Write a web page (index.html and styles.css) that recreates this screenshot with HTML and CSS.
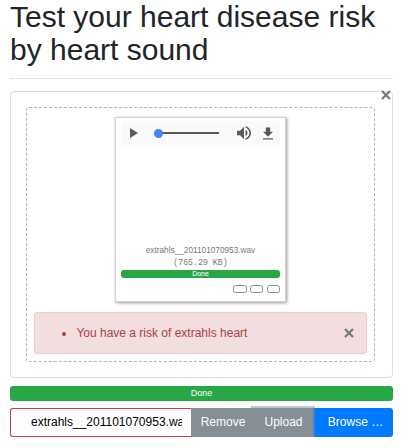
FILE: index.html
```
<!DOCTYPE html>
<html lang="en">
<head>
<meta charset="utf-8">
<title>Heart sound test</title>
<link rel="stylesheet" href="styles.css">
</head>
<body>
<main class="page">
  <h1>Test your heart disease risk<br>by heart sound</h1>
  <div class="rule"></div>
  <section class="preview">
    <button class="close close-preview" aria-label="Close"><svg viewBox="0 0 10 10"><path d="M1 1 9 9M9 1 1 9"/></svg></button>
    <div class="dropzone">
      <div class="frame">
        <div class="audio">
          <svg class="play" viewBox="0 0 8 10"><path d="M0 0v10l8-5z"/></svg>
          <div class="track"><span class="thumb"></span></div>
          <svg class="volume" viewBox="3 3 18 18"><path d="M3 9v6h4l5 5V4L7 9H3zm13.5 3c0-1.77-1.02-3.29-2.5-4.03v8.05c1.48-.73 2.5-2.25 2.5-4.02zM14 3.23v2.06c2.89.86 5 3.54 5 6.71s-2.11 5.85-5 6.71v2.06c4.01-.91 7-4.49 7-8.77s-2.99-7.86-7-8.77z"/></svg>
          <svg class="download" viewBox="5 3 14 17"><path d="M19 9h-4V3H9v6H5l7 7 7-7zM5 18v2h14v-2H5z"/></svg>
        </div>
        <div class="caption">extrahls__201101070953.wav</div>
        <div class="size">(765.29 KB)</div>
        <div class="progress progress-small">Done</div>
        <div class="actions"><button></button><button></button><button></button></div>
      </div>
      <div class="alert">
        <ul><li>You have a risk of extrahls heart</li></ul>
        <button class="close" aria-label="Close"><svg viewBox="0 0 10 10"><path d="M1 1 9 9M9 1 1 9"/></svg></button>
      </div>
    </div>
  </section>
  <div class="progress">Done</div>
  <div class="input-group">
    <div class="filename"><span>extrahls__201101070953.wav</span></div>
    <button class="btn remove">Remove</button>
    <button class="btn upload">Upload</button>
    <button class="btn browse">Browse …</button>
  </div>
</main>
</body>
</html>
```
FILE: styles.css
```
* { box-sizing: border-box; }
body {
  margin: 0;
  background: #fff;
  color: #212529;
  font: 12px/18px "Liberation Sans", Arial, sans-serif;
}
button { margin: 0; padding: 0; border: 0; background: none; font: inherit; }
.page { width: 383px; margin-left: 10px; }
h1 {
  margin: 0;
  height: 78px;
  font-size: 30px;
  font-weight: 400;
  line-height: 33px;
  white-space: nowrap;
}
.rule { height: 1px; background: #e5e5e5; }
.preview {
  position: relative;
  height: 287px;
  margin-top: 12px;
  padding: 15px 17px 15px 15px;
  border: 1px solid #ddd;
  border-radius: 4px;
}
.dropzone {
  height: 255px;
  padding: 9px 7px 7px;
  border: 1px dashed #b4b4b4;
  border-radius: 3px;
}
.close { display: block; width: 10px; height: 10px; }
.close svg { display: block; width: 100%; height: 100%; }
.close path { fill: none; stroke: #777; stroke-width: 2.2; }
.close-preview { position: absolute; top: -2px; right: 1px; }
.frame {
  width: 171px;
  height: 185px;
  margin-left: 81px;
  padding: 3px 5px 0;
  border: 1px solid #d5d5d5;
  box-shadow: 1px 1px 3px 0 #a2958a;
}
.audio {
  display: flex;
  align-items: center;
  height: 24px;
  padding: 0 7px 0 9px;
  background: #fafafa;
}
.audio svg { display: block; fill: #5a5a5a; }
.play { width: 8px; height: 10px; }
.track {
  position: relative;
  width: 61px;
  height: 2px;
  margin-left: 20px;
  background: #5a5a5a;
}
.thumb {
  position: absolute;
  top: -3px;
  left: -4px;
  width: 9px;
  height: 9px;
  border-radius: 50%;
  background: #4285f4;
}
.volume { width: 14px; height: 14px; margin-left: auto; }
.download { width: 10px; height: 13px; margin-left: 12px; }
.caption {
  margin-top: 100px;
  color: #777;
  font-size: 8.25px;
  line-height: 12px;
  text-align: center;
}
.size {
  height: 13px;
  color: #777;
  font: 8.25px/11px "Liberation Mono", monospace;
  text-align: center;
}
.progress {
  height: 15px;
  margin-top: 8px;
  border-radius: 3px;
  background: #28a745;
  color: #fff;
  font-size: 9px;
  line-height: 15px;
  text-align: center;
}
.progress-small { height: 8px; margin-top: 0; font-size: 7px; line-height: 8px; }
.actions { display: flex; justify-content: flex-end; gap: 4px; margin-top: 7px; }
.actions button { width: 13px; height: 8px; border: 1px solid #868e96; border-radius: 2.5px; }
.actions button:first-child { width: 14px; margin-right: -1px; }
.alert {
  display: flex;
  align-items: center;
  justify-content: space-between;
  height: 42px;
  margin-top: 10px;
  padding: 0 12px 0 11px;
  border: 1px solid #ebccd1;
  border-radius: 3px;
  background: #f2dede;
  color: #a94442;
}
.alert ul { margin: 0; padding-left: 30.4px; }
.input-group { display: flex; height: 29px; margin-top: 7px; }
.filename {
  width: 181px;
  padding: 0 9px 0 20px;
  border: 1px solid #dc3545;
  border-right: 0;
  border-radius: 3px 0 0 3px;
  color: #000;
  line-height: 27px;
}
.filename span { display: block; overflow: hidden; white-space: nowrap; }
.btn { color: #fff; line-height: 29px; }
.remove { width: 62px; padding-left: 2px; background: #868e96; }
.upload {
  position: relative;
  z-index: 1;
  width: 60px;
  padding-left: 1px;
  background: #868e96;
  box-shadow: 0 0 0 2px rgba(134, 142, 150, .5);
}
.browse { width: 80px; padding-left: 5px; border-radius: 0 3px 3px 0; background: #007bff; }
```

Objective: Repeat the data exactly, excluding the pictures.

Written response:
Write a web page (index.html and styles.css) that recreates this screenshot with HTML and CSS.
FILE: index.html
```
<!DOCTYPE html>
<html lang="en">
<head>
<meta charset="utf-8">
<title>Heart sound test</title>
<link rel="stylesheet" href="styles.css">
</head>
<body>
<main class="page">
  <h1>Test your heart disease risk<br>by heart sound</h1>
  <div class="rule"></div>
  <section class="preview">
    <button class="close close-preview" aria-label="Close"><svg viewBox="0 0 10 10"><path d="M1 1 9 9M9 1 1 9"/></svg></button>
    <div class="dropzone">
      <div class="frame">
        <div class="audio">
          <svg class="play" viewBox="0 0 8 10"><path d="M0 0v10l8-5z"/></svg>
          <div class="track"><span class="thumb"></span></div>
          <svg class="volume" viewBox="3 3 18 18"><path d="M3 9v6h4l5 5V4L7 9H3zm13.5 3c0-1.77-1.02-3.29-2.5-4.03v8.05c1.48-.73 2.5-2.25 2.5-4.02zM14 3.23v2.06c2.89.86 5 3.54 5 6.71s-2.11 5.85-5 6.71v2.06c4.01-.91 7-4.49 7-8.77s-2.99-7.86-7-8.77z"/></svg>
          <svg class="download" viewBox="5 3 14 17"><path d="M19 9h-4V3H9v6H5l7 7 7-7zM5 18v2h14v-2H5z"/></svg>
        </div>
        <div class="caption">extrahls__201101070953.wav</div>
        <div class="size">(765.29 KB)</div>
        <div class="progress progress-small">Done</div>
        <div class="actions"><button></button><button></button><button></button></div>
      </div>
      <div class="alert">
        <ul><li>You have a risk of extrahls heart</li></ul>
        <button class="close" aria-label="Close"><svg viewBox="0 0 10 10"><path d="M1 1 9 9M9 1 1 9"/></svg></button>
      </div>
    </div>
  </section>
  <div class="progress">Done</div>
  <div class="input-group">
    <div class="filename"><span>extrahls__201101070953.wav</span></div>
    <button class="btn remove">Remove</button>
    <button class="btn upload">Upload</button>
    <button class="btn browse">Browse …</button>
  </div>
</main>
</body>
</html>
```
FILE: styles.css
```
* { box-sizing: border-box; }
body {
  margin: 0;
  background: #fff;
  color: #212529;
  font: 12px/18px "Liberation Sans", Arial, sans-serif;
}
button { margin: 0; padding: 0; border: 0; background: none; font: inherit; }
.page { width: 383px; margin-left: 10px; }
h1 {
  margin: 0;
  height: 78px;
  font-size: 30px;
  font-weight: 400;
  line-height: 33px;
  white-space: nowrap;
}
.rule { height: 1px; background: #e5e5e5; }
.preview {
  position: relative;
  height: 287px;
  margin-top: 12px;
  padding: 15px 17px 15px 15px;
  border: 1px solid #ddd;
  border-radius: 4px;
}
.dropzone {
  height: 255px;
  padding: 9px 7px 7px;
  border: 1px dashed #b4b4b4;
  border-radius: 3px;
}
.close { display: block; width: 10px; height: 10px; }
.close svg { display: block; width: 100%; height: 100%; }
.close path { fill: none; stroke: #777; stroke-width: 2.2; }
.close-preview { position: absolute; top: -2px; right: 1px; }
.frame {
  width: 171px;
  height: 185px;
  margin-left: 81px;
  padding: 3px 5px 0;
  border: 1px solid #d5d5d5;
  box-shadow: 1px 1px 3px 0 #a2958a;
}
.audio {
  display: flex;
  align-items: center;
  height: 24px;
  padding: 0 7px 0 9px;
  background: #fafafa;
}
.audio svg { display: block; fill: #5a5a5a; }
.play { width: 8px; height: 10px; }
.track {
  position: relative;
  width: 61px;
  height: 2px;
  margin-left: 20px;
  background: #5a5a5a;
}
.thumb {
  position: absolute;
  top: -3px;
  left: -4px;
  width: 9px;
  height: 9px;
  border-radius: 50%;
  background: #4285f4;
}
.volume { width: 14px; height: 14px; margin-left: auto; }
.download { width: 10px; height: 13px; margin-left: 12px; }
.caption {
  margin-top: 100px;
  color: #777;
  font-size: 8.25px;
  line-height: 12px;
  text-align: center;
}
.size {
  height: 13px;
  color: #777;
  font: 8.25px/11px "Liberation Mono", monospace;
  text-align: center;
}
.progress {
  height: 15px;
  margin-top: 8px;
  border-radius: 3px;
  background: #28a745;
  color: #fff;
  font-size: 9px;
  line-height: 15px;
  text-align: center;
}
.progress-small { height: 8px; margin-top: 0; font-size: 7px; line-height: 8px; }
.actions { display: flex; justify-content: flex-end; gap: 4px; margin-top: 7px; }
.actions button { width: 13px; height: 8px; border: 1px solid #868e96; border-radius: 2.5px; }
.actions button:first-child { width: 14px; margin-right: -1px; }
.alert {
  display: flex;
  align-items: center;
  justify-content: space-between;
  height: 42px;
  margin-top: 10px;
  padding: 0 12px 0 11px;
  border: 1px solid #ebccd1;
  border-radius: 3px;
  background: #f2dede;
  color: #a94442;
}
.alert ul { margin: 0; padding-left: 30.4px; }
.input-group { display: flex; height: 29px; margin-top: 7px; }
.filename {
  width: 181px;
  padding: 0 9px 0 20px;
  border: 1px solid #dc3545;
  border-right: 0;
  border-radius: 3px 0 0 3px;
  color: #000;
  line-height: 27px;
}
.filename span { display: block; overflow: hidden; white-space: nowrap; }
.btn { color: #fff; line-height: 29px; }
.remove { width: 62px; padding-left: 2px; background: #868e96; }
.upload {
  position: relative;
  z-index: 1;
  width: 60px;
  padding-left: 1px;
  background: #868e96;
  box-shadow: 0 0 0 2px rgba(134, 142, 150, .5);
}
.browse { width: 80px; padding-left: 5px; border-radius: 0 3px 3px 0; background: #007bff; }
```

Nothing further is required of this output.